§ Challenge
Locate the lines of the listing below that hold "components", then copy each of them.

====================

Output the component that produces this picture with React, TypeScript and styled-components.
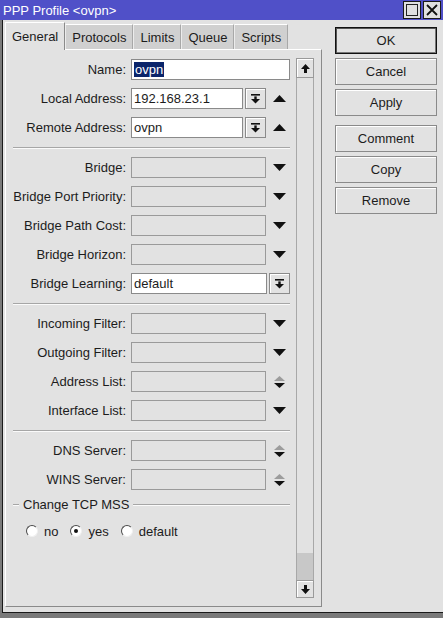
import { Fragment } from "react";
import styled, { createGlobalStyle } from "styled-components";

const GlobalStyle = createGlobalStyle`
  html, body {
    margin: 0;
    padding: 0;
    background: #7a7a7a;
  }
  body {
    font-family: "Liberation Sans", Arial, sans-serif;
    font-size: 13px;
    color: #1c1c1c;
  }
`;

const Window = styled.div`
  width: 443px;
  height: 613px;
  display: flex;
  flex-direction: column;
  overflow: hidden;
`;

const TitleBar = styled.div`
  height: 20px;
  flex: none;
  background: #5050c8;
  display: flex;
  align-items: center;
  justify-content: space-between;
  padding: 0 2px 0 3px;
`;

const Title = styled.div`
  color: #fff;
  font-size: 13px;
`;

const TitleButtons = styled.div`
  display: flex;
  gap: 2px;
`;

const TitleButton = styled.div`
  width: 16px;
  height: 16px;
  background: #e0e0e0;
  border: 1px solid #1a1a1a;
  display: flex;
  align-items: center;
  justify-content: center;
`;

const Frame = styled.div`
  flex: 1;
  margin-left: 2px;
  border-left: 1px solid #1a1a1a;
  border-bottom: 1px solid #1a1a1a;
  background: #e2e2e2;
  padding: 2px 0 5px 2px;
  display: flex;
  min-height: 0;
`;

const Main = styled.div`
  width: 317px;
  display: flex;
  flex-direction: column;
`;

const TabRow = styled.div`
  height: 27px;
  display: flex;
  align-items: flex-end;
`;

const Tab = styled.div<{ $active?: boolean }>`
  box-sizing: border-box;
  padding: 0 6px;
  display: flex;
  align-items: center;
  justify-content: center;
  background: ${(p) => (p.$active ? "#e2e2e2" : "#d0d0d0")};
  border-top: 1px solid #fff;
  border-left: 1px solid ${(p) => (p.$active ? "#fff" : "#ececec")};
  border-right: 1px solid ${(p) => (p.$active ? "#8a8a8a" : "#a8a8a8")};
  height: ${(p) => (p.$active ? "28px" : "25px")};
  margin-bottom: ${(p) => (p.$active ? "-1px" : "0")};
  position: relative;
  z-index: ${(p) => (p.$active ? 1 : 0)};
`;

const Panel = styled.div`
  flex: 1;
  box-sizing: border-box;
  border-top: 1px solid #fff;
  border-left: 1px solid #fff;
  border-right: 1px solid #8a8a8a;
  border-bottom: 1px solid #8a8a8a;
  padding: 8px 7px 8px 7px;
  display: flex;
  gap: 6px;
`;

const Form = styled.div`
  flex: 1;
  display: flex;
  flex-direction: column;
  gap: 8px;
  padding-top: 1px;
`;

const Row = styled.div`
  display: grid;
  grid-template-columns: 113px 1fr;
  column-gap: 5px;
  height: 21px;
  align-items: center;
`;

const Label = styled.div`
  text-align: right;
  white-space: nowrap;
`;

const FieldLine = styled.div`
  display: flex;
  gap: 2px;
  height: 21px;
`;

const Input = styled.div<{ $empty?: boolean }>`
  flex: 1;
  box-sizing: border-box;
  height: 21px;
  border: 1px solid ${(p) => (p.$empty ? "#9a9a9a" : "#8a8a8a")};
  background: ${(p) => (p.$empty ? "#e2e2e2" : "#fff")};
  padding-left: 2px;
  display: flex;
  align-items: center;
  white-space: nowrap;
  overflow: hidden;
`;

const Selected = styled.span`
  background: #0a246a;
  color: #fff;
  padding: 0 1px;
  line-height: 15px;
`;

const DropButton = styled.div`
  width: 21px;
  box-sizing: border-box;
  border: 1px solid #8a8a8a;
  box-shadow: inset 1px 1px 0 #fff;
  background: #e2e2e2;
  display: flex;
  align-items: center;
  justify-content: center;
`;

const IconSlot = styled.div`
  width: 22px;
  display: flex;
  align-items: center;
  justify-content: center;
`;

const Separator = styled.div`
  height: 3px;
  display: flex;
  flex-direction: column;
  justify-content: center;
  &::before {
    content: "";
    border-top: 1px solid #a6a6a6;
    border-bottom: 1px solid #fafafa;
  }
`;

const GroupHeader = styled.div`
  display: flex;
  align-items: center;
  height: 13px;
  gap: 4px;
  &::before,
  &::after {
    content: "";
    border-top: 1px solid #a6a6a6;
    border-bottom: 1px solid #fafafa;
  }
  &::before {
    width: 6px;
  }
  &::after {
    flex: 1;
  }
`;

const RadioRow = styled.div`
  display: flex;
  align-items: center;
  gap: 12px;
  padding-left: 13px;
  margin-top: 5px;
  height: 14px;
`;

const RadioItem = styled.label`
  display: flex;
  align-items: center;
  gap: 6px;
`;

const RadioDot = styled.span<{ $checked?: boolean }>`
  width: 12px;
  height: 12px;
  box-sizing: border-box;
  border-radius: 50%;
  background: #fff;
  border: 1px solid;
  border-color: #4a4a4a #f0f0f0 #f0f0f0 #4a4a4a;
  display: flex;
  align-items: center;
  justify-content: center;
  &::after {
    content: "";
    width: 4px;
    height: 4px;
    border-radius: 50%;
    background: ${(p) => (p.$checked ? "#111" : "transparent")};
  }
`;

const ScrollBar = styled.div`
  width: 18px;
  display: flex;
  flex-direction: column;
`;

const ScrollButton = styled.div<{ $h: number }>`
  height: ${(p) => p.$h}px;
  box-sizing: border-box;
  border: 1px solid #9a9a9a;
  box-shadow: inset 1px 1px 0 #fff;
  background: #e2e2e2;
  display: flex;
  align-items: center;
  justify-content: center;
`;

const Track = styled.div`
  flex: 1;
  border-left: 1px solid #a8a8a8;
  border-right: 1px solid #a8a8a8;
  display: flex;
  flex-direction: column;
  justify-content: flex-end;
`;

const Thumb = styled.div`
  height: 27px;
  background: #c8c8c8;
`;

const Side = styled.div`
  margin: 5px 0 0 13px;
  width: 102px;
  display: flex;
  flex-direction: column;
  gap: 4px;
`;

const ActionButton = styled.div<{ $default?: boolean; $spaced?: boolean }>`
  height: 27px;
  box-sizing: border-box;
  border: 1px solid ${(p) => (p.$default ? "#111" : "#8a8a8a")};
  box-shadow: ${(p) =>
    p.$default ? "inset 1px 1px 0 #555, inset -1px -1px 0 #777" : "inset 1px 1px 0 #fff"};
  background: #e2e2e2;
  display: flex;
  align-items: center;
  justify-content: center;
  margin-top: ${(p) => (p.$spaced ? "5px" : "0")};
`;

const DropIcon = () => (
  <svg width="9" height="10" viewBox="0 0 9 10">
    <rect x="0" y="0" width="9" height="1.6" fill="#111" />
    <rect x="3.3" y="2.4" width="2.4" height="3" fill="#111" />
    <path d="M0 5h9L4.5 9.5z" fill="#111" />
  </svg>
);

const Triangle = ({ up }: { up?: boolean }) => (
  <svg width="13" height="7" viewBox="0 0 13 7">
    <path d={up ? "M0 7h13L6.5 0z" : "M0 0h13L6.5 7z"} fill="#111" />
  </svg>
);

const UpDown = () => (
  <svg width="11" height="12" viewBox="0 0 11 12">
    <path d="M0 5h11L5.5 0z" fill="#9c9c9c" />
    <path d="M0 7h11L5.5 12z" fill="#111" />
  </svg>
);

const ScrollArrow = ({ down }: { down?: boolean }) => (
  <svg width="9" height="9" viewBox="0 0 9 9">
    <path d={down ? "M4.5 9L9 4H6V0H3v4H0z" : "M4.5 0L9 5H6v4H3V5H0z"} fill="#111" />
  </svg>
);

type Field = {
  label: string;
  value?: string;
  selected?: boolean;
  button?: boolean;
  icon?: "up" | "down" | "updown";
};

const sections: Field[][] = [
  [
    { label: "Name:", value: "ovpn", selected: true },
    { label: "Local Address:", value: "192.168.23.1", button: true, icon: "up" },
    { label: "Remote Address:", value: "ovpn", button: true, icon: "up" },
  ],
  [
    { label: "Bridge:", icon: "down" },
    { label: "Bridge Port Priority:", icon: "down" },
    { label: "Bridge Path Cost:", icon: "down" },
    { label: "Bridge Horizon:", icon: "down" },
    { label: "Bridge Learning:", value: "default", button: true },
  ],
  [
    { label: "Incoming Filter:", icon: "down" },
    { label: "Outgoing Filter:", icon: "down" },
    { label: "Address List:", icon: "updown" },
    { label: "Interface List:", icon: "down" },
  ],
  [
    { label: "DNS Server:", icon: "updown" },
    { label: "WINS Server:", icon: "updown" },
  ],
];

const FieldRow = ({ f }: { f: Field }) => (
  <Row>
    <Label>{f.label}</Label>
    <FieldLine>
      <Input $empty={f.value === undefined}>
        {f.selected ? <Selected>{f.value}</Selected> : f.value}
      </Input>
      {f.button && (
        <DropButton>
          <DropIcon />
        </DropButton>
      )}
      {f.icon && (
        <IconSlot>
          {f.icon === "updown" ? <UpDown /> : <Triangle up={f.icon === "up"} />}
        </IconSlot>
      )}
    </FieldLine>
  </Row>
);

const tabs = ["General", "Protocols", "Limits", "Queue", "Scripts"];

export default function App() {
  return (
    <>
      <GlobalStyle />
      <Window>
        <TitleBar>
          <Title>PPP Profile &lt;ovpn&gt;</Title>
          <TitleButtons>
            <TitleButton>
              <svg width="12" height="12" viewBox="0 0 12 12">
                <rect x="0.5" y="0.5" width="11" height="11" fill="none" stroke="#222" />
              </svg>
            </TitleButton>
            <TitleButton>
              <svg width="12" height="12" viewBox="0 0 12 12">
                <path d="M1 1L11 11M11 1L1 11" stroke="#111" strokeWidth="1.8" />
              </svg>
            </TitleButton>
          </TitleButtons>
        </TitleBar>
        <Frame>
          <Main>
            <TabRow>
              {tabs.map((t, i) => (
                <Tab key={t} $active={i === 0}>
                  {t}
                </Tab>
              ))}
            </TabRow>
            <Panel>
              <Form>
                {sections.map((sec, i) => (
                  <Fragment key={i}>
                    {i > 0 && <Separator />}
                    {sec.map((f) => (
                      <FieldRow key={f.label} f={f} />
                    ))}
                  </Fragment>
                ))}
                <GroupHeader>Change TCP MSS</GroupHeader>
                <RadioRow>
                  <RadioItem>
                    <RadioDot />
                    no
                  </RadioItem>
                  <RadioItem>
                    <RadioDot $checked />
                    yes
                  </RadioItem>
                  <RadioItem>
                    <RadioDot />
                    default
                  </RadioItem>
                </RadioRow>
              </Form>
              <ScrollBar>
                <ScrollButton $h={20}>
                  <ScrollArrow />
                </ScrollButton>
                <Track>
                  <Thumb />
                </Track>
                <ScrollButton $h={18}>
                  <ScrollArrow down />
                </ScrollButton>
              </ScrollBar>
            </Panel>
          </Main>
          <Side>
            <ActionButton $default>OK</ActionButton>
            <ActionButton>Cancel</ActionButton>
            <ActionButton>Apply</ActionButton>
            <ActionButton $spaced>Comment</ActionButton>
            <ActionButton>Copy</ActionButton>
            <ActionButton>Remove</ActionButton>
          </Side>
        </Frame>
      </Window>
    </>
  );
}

====================

§ Worked answer
Output the component that produces this picture with React, TypeScript and styled-components.
import styled, { createGlobalStyle } from "styled-components";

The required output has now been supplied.